Mas é mais que isso. Meninos e meninas têm experiências e perspectivas únicas, diferentes das dos adultos, e já estão engajados oferecendo ideias e soluções nas comunidades em que vivem. Assim, os esforços de mobilização convocados pela presidência brasileira da COP30 têm muito mais chances de sucesso se incorporarem a ação climática que está sendo liderada pelas novas gerações no Brasil e no mundo.
É para isso que o Unicef está atuando antes, durante e depois da COP30. Além de produzir dados sobre como as mudanças climáticas impactam essa geração e as próximas, agimos para mobilizar crianças, adolescentes e jovens para que participem e contribuam nos processos formais e informais até a COP30. Aqui no Brasil, fazemos isso em um trabalho conjunto com governos municipais, estaduais e o governo federal, e com parceiros da sociedade civil, do setor privado, e de organizações lideradas por meninos e meninas.

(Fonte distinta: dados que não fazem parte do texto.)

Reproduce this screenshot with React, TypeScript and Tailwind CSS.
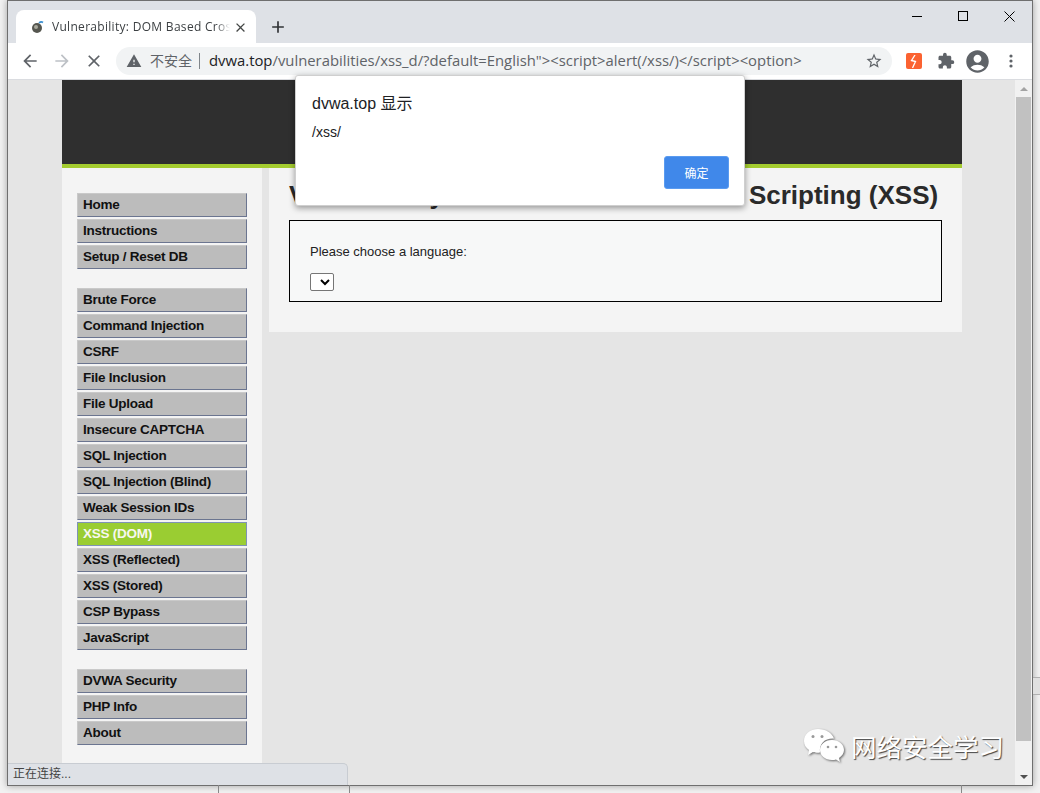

Desde a COP28, os países signatários do Acordo de Paris reconheceram que as mudanças climáticas impactam de maneira desproporcional as crianças. E o que ficou claro nos debates desde esse reconhecimento é que o mundo conhece as soluções que podem e devem ser adotadas para enfrentar esse problema.
Primeiro, cada país deve traçar e cumprir objetivos ambiciosos, considerando as necessidades específicas de crianças e adolescentes, para suas Contribuições Nacionalmente Determinadas (NDCs) — o compromisso de cada nação, enviado periodicamente à ONU, sobre como reduzir as emissões de gases do efeito estufa. Infelizmente, isso é algo que apenas um terço das NDCs anteriores fez. No caso do Brasil, a mais recente NDC apresentada pelo país, em novembro de 2024, incluiu avanços no olhar para a infância, mas ainda há muito espaço para melhorar.

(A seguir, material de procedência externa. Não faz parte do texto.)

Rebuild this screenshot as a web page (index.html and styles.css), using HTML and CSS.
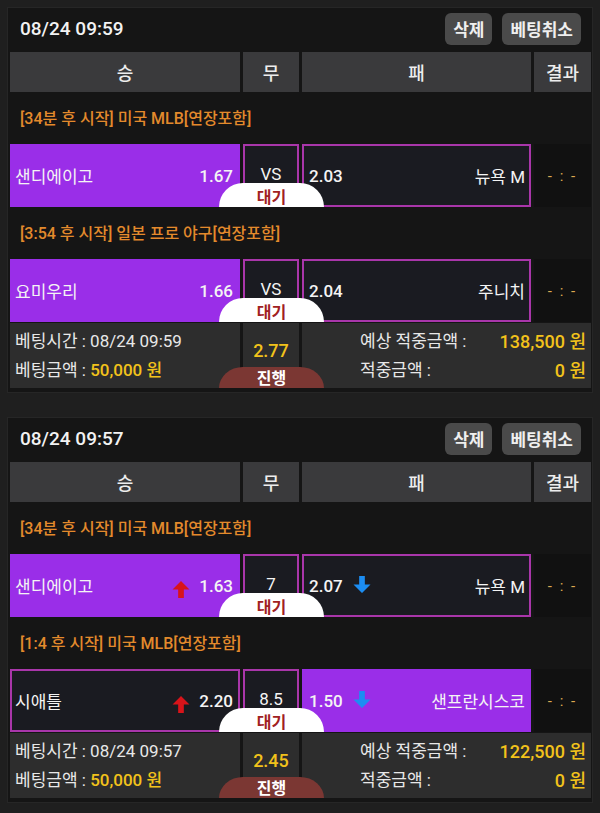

Além disso, o financiamento climático precisa crescer drasticamente e ser alocado de forma a garantir direitos de crianças e de outras populações mais impactadas, como previsto na decisão sobre a meta de financiamento da COP29. O Unicef identificou que, entre 2006 e 2023, apenas 2,4% do financiamento climático global foi direcionado a projetos com atividades responsivas a crianças e adolescentes. Se queremos avançar, é essencial que esse número chegue a pelo menos 20% até 2030.
Há várias outras decisões a serem adotadas em Belém — sobre adaptação climática, sobre as perdas e os danos sofridos por países e comunidades, sobre os impactos particulares para mulheres, pessoas indígenas e outros povos tradicionais — que podem e devem considerar o impacto da mudança do clima sobre meninos e meninas, e sobre como eles e elas podem ser parte da solução.
São desafios consideráveis, que só poderão ser superados se atuarmos junto às crianças e aos adolescentes. E o Brasil tem o necessário para aproveitar essa oportunidade, contando com esforços dos governos; crianças, adolescentes e jovens que já estão organizados e mobilizados; e organizações, empresas e grupos que desejam contribuir no combate às mudanças climáticas.
Como organização observadora da COP, o Unicef estará à disposição do Brasil, de outros países e da sociedade para contribuir para esse movimento. É diante desse cenário que defendemos: que o legado da COP30 seja não só por cada criança, mas para elas e com elas.